--- Directions for this task ---
Your task is to transcribe all of the data below exactly, omitting the images.

--- Record list ---
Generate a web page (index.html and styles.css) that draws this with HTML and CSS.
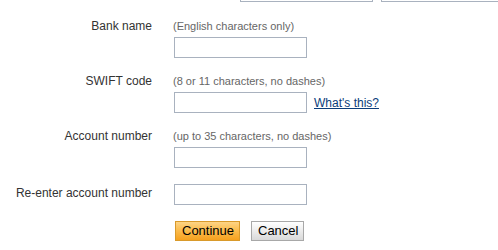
FILE: index.html
```html
<!DOCTYPE html>
<html lang="en">
<head>
    <meta charset="UTF-8">
    <title>Bank account</title>
    <link rel="stylesheet" href="styles.css">
</head>
<body>
    <form class="bank-form">
        <div class="prev-row">
            <input type="text" class="field prev-field">
            <input type="text" class="field prev-field wide">
        </div>

        <div class="group">
            <label class="label" for="bankName">Bank name</label>
            <div class="control">
                <div class="hint">(English characters only)</div>
                <input type="text" id="bankName" class="field">
            </div>
        </div>

        <div class="group">
            <label class="label" for="swift">SWIFT code</label>
            <div class="control">
                <div class="hint">(8 or 11 characters, no dashes)</div>
                <div class="with-link">
                    <input type="text" id="swift" class="field">
                    <a href="#" class="help-link">What's this?</a>
                </div>
            </div>
        </div>

        <div class="group">
            <label class="label" for="account">Account number</label>
            <div class="control">
                <div class="hint">(up to 35 characters, no dashes)</div>
                <input type="text" id="account" class="field">
            </div>
        </div>

        <div class="group inline">
            <label class="label" for="account2">Re-enter account number</label>
            <div class="control">
                <input type="text" id="account2" class="field">
            </div>
        </div>

        <div class="actions">
            <button type="button" class="btn btn-primary">Continue</button>
            <button type="button" class="btn btn-secondary">Cancel</button>
        </div>
    </form>
</body>
</html>
```

FILE: styles.css
```css
* {
    box-sizing: border-box;
}

body {
    margin: 0;
    background: #fff;
    font-family: "Liberation Sans", Arial, sans-serif;
    font-size: 12px;
    color: #333;
    overflow: hidden;
}

.prev-row {
    display: flex;
    gap: 8px;
    padding-left: 240px;
    margin-top: -19px;
    margin-bottom: 17px;
}

.field {
    display: block;
    width: 133px;
    height: 21px;
    border: 1px solid #a9b2bf;
    background: #fff;
    padding: 1px 3px;
    font: inherit;
    margin: 0;
}

.prev-field.wide {
    width: 140px;
}

.group {
    display: grid;
    grid-template-columns: 152px 1fr;
    column-gap: 22px;
    margin-bottom: 16px;
}

.label {
    text-align: right;
    line-height: 14px;
    white-space: nowrap;
}

.group.inline .label {
    padding-top: 2px;
}

.hint {
    font-size: 11px;
    line-height: 14px;
    color: #666;
    margin-bottom: 4px;
    margin-left: -1px;
}

.with-link {
    display: flex;
    align-items: center;
    gap: 7px;
}

.help-link {
    color: #0b3d7a;
    text-decoration: underline;
    padding-top: 1px;
}

.actions {
    display: flex;
    gap: 11px;
    padding-left: 175px;
    padding-top: 0;
}

.btn {
    height: 20px;
    padding: 0 6px;
    font-family: "Liberation Sans", Arial, sans-serif;
    font-size: 13px;
    color: #000;
    cursor: pointer;
    line-height: 18px;
}

.btn-primary {
    width: 65px;
    border: 1px solid #d99a2b;
    background: linear-gradient(#fdd486 0%, #fbbd4f 45%, #f6a11e 100%);
}

.btn-secondary {
    width: 53px;
    border: 1px solid #a8a8a8;
    background: linear-gradient(#ffffff 0%, #ececec 50%, #d9d9d9 100%);
}
```
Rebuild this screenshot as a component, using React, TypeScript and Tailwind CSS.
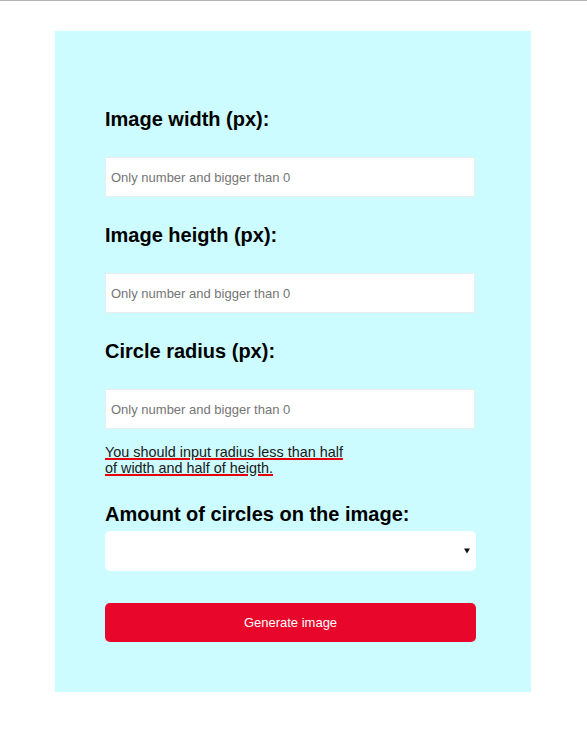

--- Response to the task ---
Generate a web page (index.html and styles.css) that draws this with HTML and CSS.
FILE: index.html
```html
<!DOCTYPE html>
<html lang="en">
<head>
    <meta charset="UTF-8">
    <title>Bank account</title>
    <link rel="stylesheet" href="styles.css">
</head>
<body>
    <form class="bank-form">
        <div class="prev-row">
            <input type="text" class="field prev-field">
            <input type="text" class="field prev-field wide">
        </div>

        <div class="group">
            <label class="label" for="bankName">Bank name</label>
            <div class="control">
                <div class="hint">(English characters only)</div>
                <input type="text" id="bankName" class="field">
            </div>
        </div>

        <div class="group">
            <label class="label" for="swift">SWIFT code</label>
            <div class="control">
                <div class="hint">(8 or 11 characters, no dashes)</div>
                <div class="with-link">
                    <input type="text" id="swift" class="field">
                    <a href="#" class="help-link">What's this?</a>
                </div>
            </div>
        </div>

        <div class="group">
            <label class="label" for="account">Account number</label>
            <div class="control">
                <div class="hint">(up to 35 characters, no dashes)</div>
                <input type="text" id="account" class="field">
            </div>
        </div>

        <div class="group inline">
            <label class="label" for="account2">Re-enter account number</label>
            <div class="control">
                <input type="text" id="account2" class="field">
            </div>
        </div>

        <div class="actions">
            <button type="button" class="btn btn-primary">Continue</button>
            <button type="button" class="btn btn-secondary">Cancel</button>
        </div>
    </form>
</body>
</html>
```

FILE: styles.css
```css
* {
    box-sizing: border-box;
}

body {
    margin: 0;
    background: #fff;
    font-family: "Liberation Sans", Arial, sans-serif;
    font-size: 12px;
    color: #333;
    overflow: hidden;
}

.prev-row {
    display: flex;
    gap: 8px;
    padding-left: 240px;
    margin-top: -19px;
    margin-bottom: 17px;
}

.field {
    display: block;
    width: 133px;
    height: 21px;
    border: 1px solid #a9b2bf;
    background: #fff;
    padding: 1px 3px;
    font: inherit;
    margin: 0;
}

.prev-field.wide {
    width: 140px;
}

.group {
    display: grid;
    grid-template-columns: 152px 1fr;
    column-gap: 22px;
    margin-bottom: 16px;
}

.label {
    text-align: right;
    line-height: 14px;
    white-space: nowrap;
}

.group.inline .label {
    padding-top: 2px;
}

.hint {
    font-size: 11px;
    line-height: 14px;
    color: #666;
    margin-bottom: 4px;
    margin-left: -1px;
}

.with-link {
    display: flex;
    align-items: center;
    gap: 7px;
}

.help-link {
    color: #0b3d7a;
    text-decoration: underline;
    padding-top: 1px;
}

.actions {
    display: flex;
    gap: 11px;
    padding-left: 175px;
    padding-top: 0;
}

.btn {
    height: 20px;
    padding: 0 6px;
    font-family: "Liberation Sans", Arial, sans-serif;
    font-size: 13px;
    color: #000;
    cursor: pointer;
    line-height: 18px;
}

.btn-primary {
    width: 65px;
    border: 1px solid #d99a2b;
    background: linear-gradient(#fdd486 0%, #fbbd4f 45%, #f6a11e 100%);
}

.btn-secondary {
    width: 53px;
    border: 1px solid #a8a8a8;
    background: linear-gradient(#ffffff 0%, #ececec 50%, #d9d9d9 100%);
}
```
Rebuild this screenshot as a component, using React, TypeScript and Tailwind CSS.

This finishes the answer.